Sulfuric acid (H₂SO₄) is the seed molecule for formation of stratospheric sulfate aerosol layer that assists ozone depletion by activation of halogen species. The impact of increased stratospheric sulfate aerosols due to large volcanic eruptions and possible side effect claimed in the geoengineering scheme of global climate using man-made injected stratospheric sulfate aerosols is ozone depletion.

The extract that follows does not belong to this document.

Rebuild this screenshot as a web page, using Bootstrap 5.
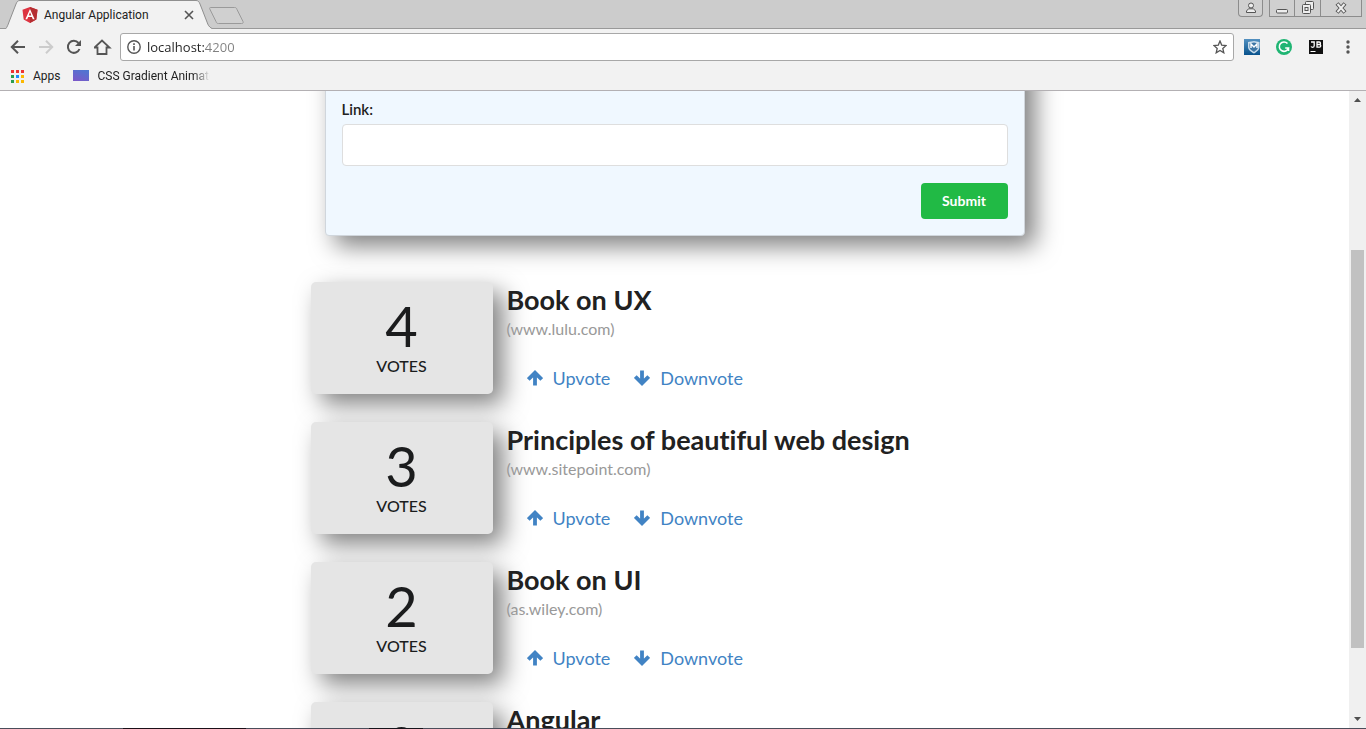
<!DOCTYPE html>
<html lang="en">
<head>
<meta charset="utf-8">
<meta name="viewport" content="width=device-width, initial-scale=1">
<title>Angular Application</title>
<link href="https://cdn.jsdelivr.net/npm/bootstrap@5.3.0/dist/css/bootstrap.min.css" rel="stylesheet">
<style>
  body { font-family: Lato, "Liberation Sans", sans-serif; font-size: 14px; color: #212121; background: #fff; }
  svg { display: block; flex: none; }
  .plain-btn { border: 0; background: none; padding: 0; display: block; }

  /* browser window */
  .chrome-ui { font-family: Roboto, "Open Sans", sans-serif; font-size: 12px; line-height: 16px; color: #222; background: #f2f2f2; }
  .tab-strip { height: 29px; background: #ccc; border-bottom: 1px solid #999; }
  .page-tab { width: 206px; height: 29px; margin-left: 6px; margin-right: -3px; margin-bottom: -1px; padding: 1px 16px 0 16px; }
  .tab-shape { position: absolute; inset: 0; }
  .tab-title { margin-left: 6px; }
  .new-tab { margin-top: 7px; }
  .win-btn { height: 17px; border: 1px solid #8c8c8c; border-top: 0; background: #d0d0d0; padding: 0; display: flex; align-items: center; justify-content: center; }
  .profile-btn { width: 25px; border-radius: 0 0 4px 4px; margin-right: 6px; }
  .min-btn, .max-btn { width: 26px; }
  .close-btn { width: 41px; }
  .tool-row { height: 36px; padding: 0 10px; }
  .address-bar { height: 28px; border: 1px solid #a8a8a8; border-radius: 3px; background: #fff; padding: 0 6px; }
  .address-input { border: 0; outline: 0; padding: 0; margin-left: 6px; font-family: "Open Sans", sans-serif; font-size: 13px; line-height: 20px; color: #222;
    background: linear-gradient(90deg, #222 57px, #808080 57px); -webkit-background-clip: text; background-clip: text; -webkit-text-fill-color: transparent; }
  .extensions { margin-left: 10px; }
  .bookmark-row { height: 26px; padding: 0 10px 4px; border-bottom: 1px solid #b3b0b3; }
  .bookmark-row a { color: #222; gap: 9px; }
  .bookmark-row a + a { margin-left: 12px; }
  .bookmark-fade { width: 112px; -webkit-mask-image: linear-gradient(90deg, #000 85%, transparent); mask-image: linear-gradient(90deg, #000 85%, transparent); }
  .swatch-icon { width: 16px; height: 11px; background: linear-gradient(20deg, #7e57c8, #4a79d2); }

  /* page */
  .text-column { width: 700px; max-width: 100%; }
  .lift { box-shadow: 10px 10px 25px rgba(0,0,0,.5); }
  .link-form { margin-top: -40px; padding: 47px 16px 16px; background: #f0f8ff; border: 1px solid #d0d6dc; border-radius: 4px; }
  .field-label { font-size: 15px; line-height: 20px; font-weight: 600; margin-bottom: 5px; }
  .link-field { height: 42px; border: 1px solid #dedede; border-radius: 4px; font-size: 14px; }
  .submit-btn { width: 87px; height: 36px; margin-top: 17px; padding: 0 0 2px; border: 0; border-radius: 4px; background: #21ba45; color: #fff; font-size: 14px; font-weight: 700; }
  .article-list { margin: 46px -14px 0; gap: 28px; }
  .vote-card { width: 25%; height: 112px; padding-top: 14px; background: #e5e5e5; border-radius: 5px; }
  .vote-count { font-size: 56px; line-height: 60px; color: #1b1c1d; }
  .vote-label { font-size: 16px; line-height: 20px; font-weight: 500; color: #1b1c1d; }
  .article-body { padding-left: 14px; }
  .article-title { font-size: 27px; line-height: 36px; font-weight: 700; margin: 0; font-variant-ligatures: none; }
  .article-host { font-size: 16px; line-height: 22px; color: #999; }
  .vote-links { margin-top: 24px; padding-left: 20px; gap: 24px; }
  .vote-links a { font-size: 18px; line-height: 28px; color: #4183c4; gap: 10px; }

  .scroll-rail { width: 17px; background: #f0f0f0; }
  .scroll-thumb { width: 13px; background: #c1c1c1; }
  .task-edge { height: 1px; background: linear-gradient(90deg, #4a4d5a 9%, #1a1018 9% 18%, #4a4d5a 18% 27%, #14141a 27% 31%, #4a4d5a 31%); }
</style>
</head>
<body class="vh-100 d-flex flex-column overflow-hidden">

<header class="chrome-ui flex-shrink-0">
  <div class="tab-strip d-flex align-items-start">
    <div class="page-tab position-relative d-flex align-items-center">
      <svg class="tab-shape" width="206" height="29" viewBox="0 0 206 29"><path d="M0 29V28.500C1 27 2 25 3 22L10 4C11 1.500 12 .5 14 .5H190C192 .5 193 1.500 194 4L201 22C202 25 203 27 206 28.500V29Z" fill="#f2f2f2"/><path d="M0 28.500C1 27 2 25 3 22L10 4C11 1.500 12 .5 14 .5H190C192 .5 193 1.500 194 4L201 22C202 25 203 27 206 28.500" fill="none" stroke="#8f8f8f"/></svg>
      <svg class="position-relative" width="16" height="16" viewBox="0 0 16 16"><path d="M8 0l7.500 2.700-1.200 9.800L8 16l-6.300-3.500L.5 2.700z" fill="#dd3340"/><path d="M8 0l7.500 2.700-1.200 9.800L8 16z" fill="#b52e31"/><path d="M8 2L3.400 12.200h1.800L6.100 10h3.800l.9 2.200h1.800zM8 5.200l1.300 3.300H6.700z" fill="#fff"/></svg>
      <span class="tab-title position-relative flex-grow-1 text-nowrap overflow-hidden">Angular Application</span>
      <button class="plain-btn position-relative" aria-label="Close tab"><svg width="14" height="14" viewBox="0 0 14 14"><path d="M3 3l8 8M11 3l-8 8" stroke="#555" stroke-width="1.600"/></svg></button>
    </div>
    <button class="plain-btn new-tab" aria-label="New tab"><svg width="35" height="18" viewBox="0 0 35 18"><path d="M1.500 .5H25.500C27 .5 27.500 1 28 2.500L34 14.500C34.500 16 34 16.500 32.500 16.500H9.500C8 16.500 7.500 16 7 14.500L.8 2C.5 1 .5 .5 1.500 .5Z" fill="#d0d0d0" stroke="#9a9a9a"/></svg></button>
    <div class="ms-auto d-flex">
      <button class="win-btn profile-btn" aria-label="Profile"><svg width="12" height="12" viewBox="0 0 12 12" fill="#eee" stroke="#555"><circle cx="6" cy="3.500" r="2.500"/><path d="M1.500 10.500V9L3.500 6.800h5L10.500 9v1.500z"/></svg></button>
      <button class="win-btn min-btn rounded-0" aria-label="Minimize"><svg width="14" height="14" viewBox="0 0 14 14"><rect x="1.500" y="8.500" width="11" height="3.500" rx="1" fill="#eee" stroke="#555"/></svg></button>
      <button class="win-btn max-btn border-start-0 rounded-0" aria-label="Restore"><svg width="14" height="14" viewBox="0 0 14 14" fill="#eee" stroke="#555"><rect x="4.500" y=".5" width="8" height="8" rx="1"/><rect x="1.500" y="3.500" width="8" height="9" rx="1"/><rect x="4" y="6.500" width="3" height="3"/></svg></button>
      <button class="win-btn close-btn border-start-0 me-1" aria-label="Close"><svg width="14" height="12" viewBox="0 0 14 12"><path d="M3 1.500l8 9M11 1.500l-8 9" stroke="#555" stroke-width="4"/><path d="M3.500 2l7 8M10.500 2l-7 8" stroke="#eee" stroke-width="2"/></svg></button>
    </div>
  </div>

  <div class="tool-row d-flex align-items-center">
    <button class="plain-btn" aria-label="Back"><svg width="16" height="16" viewBox="0 0 16 16" fill="none" stroke="#555" stroke-width="2"><path d="M15 8H2.500M8 1.800L1.800 8 8 14.200"/></svg></button>
    <button class="plain-btn ms-2 ps-1" aria-label="Forward"><svg width="16" height="16" viewBox="0 0 16 16" fill="none" stroke="#ccc" stroke-width="2"><path d="M1 8h12.500M8 1.800L14.200 8 8 14.200"/></svg></button>
    <button class="plain-btn ms-2 ps-1" aria-label="Reload"><svg width="16" height="16" viewBox="0 0 16 16"><path d="M13.500 10A6 6 0 1 1 12.500 4" fill="none" stroke="#555" stroke-width="2"/><path d="M15 1v6H9z" fill="#555"/></svg></button>
    <button class="plain-btn ms-2 ps-1" aria-label="Home"><svg width="18" height="16" viewBox="1 0 18 16"><path d="M1.500 8.500L9 1.500l7.500 7H13.500V15h-9V8.500z" fill="none" stroke="#555" stroke-width="1.800"/></svg></button>
    <div class="address-bar d-flex align-items-center flex-grow-1 ms-2">
      <svg width="14" height="14" viewBox="0 0 14 14"><circle cx="7" cy="7" r="6.200" fill="none" stroke="#555" stroke-width="1.400"/><path d="M7 6v4.500M7 3.300v1.600" stroke="#555" stroke-width="1.600"/></svg>
      <input class="address-input flex-grow-1" type="text" value="localhost:4200" aria-label="Address">
      <button class="plain-btn" aria-label="Bookmark this page"><svg width="14" height="14" viewBox="0 0 14 14"><path d="M7 1l1.700 4.100 4.400.4-3.300 2.900 1 4.400L7 10.500l-3.800 2.300 1-4.400L.9 5.500l4.400-.4z" fill="none" stroke="#555" stroke-width="1.300"/></svg></button>
    </div>
    <div class="extensions d-flex align-items-center gap-3">
      <svg width="16" height="16" viewBox="0 0 16 16"><defs><linearGradient id="shieldBg" x2="0" y2="1"><stop stop-color="#5290c0"/><stop offset="1" stop-color="#08528c"/></linearGradient></defs><path d="M0 0h16v16H0z" fill="url(#shieldBg)"/><path d="M4 3l6-1 5.500 1v5c0 3-3 5-5.500 6.500C7 13 4 11 4 8z" fill="#c9dceb"/><path d="M5.500 4.500L10 3.500l4 1V8c0 2-2 3.500-4 5-2.500-1.500-4.500-3-4.500-5z" fill="#3d76a5"/><path d="M7 9V5l3 3 3-3v4" fill="none" stroke="#fff" stroke-width="1.400"/></svg>
      <svg width="16" height="16" viewBox="0 0 16 16"><circle cx="8" cy="8" r="8" fill="#1fb573"/><path d="M11.500 4.500A4.700 4.700 0 1 0 12.500 9H9.200M12.500 8.500v3.500" fill="none" stroke="#fff" stroke-width="1.600"/></svg>
      <svg width="16" height="16" viewBox="0 0 16 16"><path d="M1 1h14v14H1z" fill="#111"/><path d="M2.500 12.500h5" stroke="#fff"/><path d="M3 3h3.200v3.800c0 1-.7 1.500-1.500 1.500S3.300 8 3 7.500M9 8.200V3h2.200c1.700 0 1.700 2.400 0 2.500H9h2.500c1.700 0 1.700 2.700 0 2.700z" fill="none" stroke="#fff" stroke-width="1.300"/></svg>
      <button class="plain-btn" aria-label="Menu"><svg width="16" height="16" viewBox="0 0 16 16" fill="#555"><circle cx="8" cy="3" r="1.700"/><circle cx="8" cy="8" r="1.700"/><circle cx="8" cy="13" r="1.700"/></svg></button>
    </div>
  </div>

  <nav class="bookmark-row d-flex align-items-center" aria-label="Bookmarks">
    <a href="#" class="d-flex align-items-center text-decoration-none">
      <svg width="14" height="14" viewBox="0 0 14 14"><path d="M1 1h3v3H1z" fill="#e33"/><path d="M6 1h3v3H6z" fill="#e33"/><path d="M11 1h3v3h-3z" fill="#e33"/><path d="M1 6h3v3H1z" fill="#2a9d4f"/><path d="M6 6h3v3H6z" fill="#1a8cff"/><path d="M11 6h3v3h-3z" fill="#fbb800"/><path d="M1 11h3v3H1z" fill="#2a9d4f"/><path d="M6 11h3v3H6zM11 11h3v3h-3z" fill="#fbb800"/></svg>
      <span>Apps</span>
    </a>
    <a href="#" class="d-flex align-items-center text-decoration-none">
      <span class="swatch-icon flex-shrink-0"></span>
      <span class="bookmark-fade text-nowrap overflow-hidden">CSS Gradient Animator</span>
    </a>
  </nav>
</header>

<div class="d-flex flex-grow-1 overflow-hidden">
  <main class="flex-grow-1 overflow-hidden">
    <div class="text-column mx-auto">
      <form class="link-form lift d-flex flex-column" onsubmit="return false">
        <label class="field-label" for="link">Link:</label>
        <input class="link-field form-control" id="link" type="text">
        <button class="submit-btn align-self-end" type="submit">Submit</button>
      </form>

      <div class="article-list d-flex flex-column">
        <article class="d-flex">
          <div class="vote-card lift text-center flex-shrink-0"><div class="vote-count">4</div><div class="vote-label">VOTES</div></div>
          <div class="article-body">
            <h2 class="article-title">Book on UX</h2>
            <div class="article-host">(www.lulu.com)</div>
            <div class="vote-links d-flex">
              <a href="#" class="d-flex align-items-center text-decoration-none"><svg width="16" height="16" viewBox="0 0 16 16"><path d="M8 15.500V4M1.300 9.500L8 2.800 14.700 9.500" fill="none" stroke="#4183c4" stroke-width="3.800"/></svg>Upvote</a>
              <a href="#" class="d-flex align-items-center text-decoration-none"><svg width="16" height="16" viewBox="0 0 16 16"><path d="M8 .5v12M1.300 6.500L8 13.200 14.700 6.500" fill="none" stroke="#4183c4" stroke-width="3.800"/></svg>Downvote</a>
            </div>
          </div>
        </article>
        <article class="d-flex">
          <div class="vote-card lift text-center flex-shrink-0"><div class="vote-count">3</div><div class="vote-label">VOTES</div></div>
          <div class="article-body">
            <h2 class="article-title">Principles of beautiful web design</h2>
            <div class="article-host">(www.sitepoint.com)</div>
            <div class="vote-links d-flex">
              <a href="#" class="d-flex align-items-center text-decoration-none"><svg width="16" height="16" viewBox="0 0 16 16"><path d="M8 15.500V4M1.300 9.500L8 2.800 14.700 9.500" fill="none" stroke="#4183c4" stroke-width="3.800"/></svg>Upvote</a>
              <a href="#" class="d-flex align-items-center text-decoration-none"><svg width="16" height="16" viewBox="0 0 16 16"><path d="M8 .5v12M1.300 6.500L8 13.200 14.700 6.500" fill="none" stroke="#4183c4" stroke-width="3.800"/></svg>Downvote</a>
            </div>
          </div>
        </article>
        <article class="d-flex">
          <div class="vote-card lift text-center flex-shrink-0"><div class="vote-count">2</div><div class="vote-label">VOTES</div></div>
          <div class="article-body">
            <h2 class="article-title">Book on UI</h2>
            <div class="article-host">(as.wiley.com)</div>
            <div class="vote-links d-flex">
              <a href="#" class="d-flex align-items-center text-decoration-none"><svg width="16" height="16" viewBox="0 0 16 16"><path d="M8 15.500V4M1.300 9.500L8 2.800 14.700 9.500" fill="none" stroke="#4183c4" stroke-width="3.800"/></svg>Upvote</a>
              <a href="#" class="d-flex align-items-center text-decoration-none"><svg width="16" height="16" viewBox="0 0 16 16"><path d="M8 .5v12M1.300 6.500L8 13.200 14.700 6.500" fill="none" stroke="#4183c4" stroke-width="3.800"/></svg>Downvote</a>
            </div>
          </div>
        </article>
        <article class="d-flex">
          <div class="vote-card lift text-center flex-shrink-0"><div class="vote-count">0</div></div>
          <div class="article-body"><h2 class="article-title">Angular</h2></div>
        </article>
      </div>
    </div>
  </main>
  <div class="scroll-rail flex-shrink-0 d-flex flex-column align-items-center" aria-hidden="true">
    <svg width="17" height="17" viewBox="0 0 17 17"><path d="M5 11l3.500-4 3.500 4z" fill="#505050"/></svg>
    <div class="flex-grow-1 d-flex flex-column w-100 align-items-center">
      <div style="flex:142"></div>
      <div class="scroll-thumb" style="flex:398"></div>
      <div style="flex:63"></div>
    </div>
    <svg width="17" height="17" viewBox="0 0 17 17"><path d="M5 6l3.500 4L12 6z" fill="#505050"/></svg>
  </div>
</div>
<div class="task-edge flex-shrink-0"></div>

<script src="https://cdn.jsdelivr.net/npm/bootstrap@5.3.0/dist/js/bootstrap.bundle.min.js"></script>
</body>
</html>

Given that both volcanic eruptions and geoengineering scheme are ultimately connected with increased upper stratospheric concentrations of H₂SO₄, here we show by theoretical approach that the pressure-independent H₂SO₄ + O(¹D) insertion/addition reactions via barrierless formation of peroxysulfuric acid (H₂SO₅) or HSO₄ + OH radicals or sulfur trioxide (SO₃) + hydrogen peroxide (H₂O₂) molecules are the potential routes towards H₂SO₄ loss above the stratospheric sulfate aerosol layer, and for the regeneration or transportation of consumed lower-middle stratospheric OH radical in the upper stratosphere at the cost of O(¹D)/ozone.

The decomposition of sulfuric acid molecule in the stratosphere contributes to the depletion of ozone layer and therefore requires improved understanding. Here the authors present a theoretical approach to understand the sulfuric acid loss mechanism of potential atmospheric significance.